All the hullabaloo about the proposed new convention center is distracting us from more important issues. The people with vested economic interests are framing the questions, and in the process they are designing a diminished city for us all.

Are we trying to make Alaska as stereotypical, dull, and provincial as we can? Alaska means something - and it is not vast windowless rooms with foldable partitions, and pre-defined tours organized for hundreds and thousands of spectators. Alaska means freedom, and this requires places that reflect our identity, culture that we create ourselves, and meaningful choices about work, entertainment, and learning. It is stifled by the matrix of global culture, which is being imposed on us and which we are also working arduously to impose on ourselves.

Joe Douglas, in the course of his investigation for his page one article in this issue, says that asking questions about the project “is like standing in front of a moving train and saying stop. They’re on a mission. They’re going to do this one way or another. They’re stacking the deck in their favor. They’ve got so many deals it’s mind-boggling. Those who are being impacted have no voice.”

Independent travelers to Alaska will be paying the price when hotel taxes are raised. And so will low income Anchorage residents, who often stay at hotels when they cannot make more permanent arrangements. And so will travelers from Bush communities, who use Anchorage as a base and will now be subsidizing fat cat developers and tourist groups.
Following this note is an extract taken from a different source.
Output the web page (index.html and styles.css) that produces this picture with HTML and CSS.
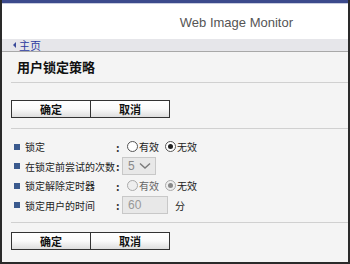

Carroll Stockard, an Anchorage architect with an eye for the unconventional and the genuine, says that it is hard to criticize city officials for their support of the convention center. “From the standpoint of city officials, the project makes sense. The center has the potential to generate income that we are not likely to get otherwise. Why would you want to put $93 million into an alternative form of development? Why would you want to attract people looking for meaningful alternatives to the convention center? They don’t have any money. They want cheap places to stay, they’ll sleep out in the wilderness, they’ll hitchhike. Why do you want those people up here? Rhetorically speaking.”

These may be rhetorical questions in today’s world, but they are the questions that we want to ask, and that we will be asking on the pages of this newspaper.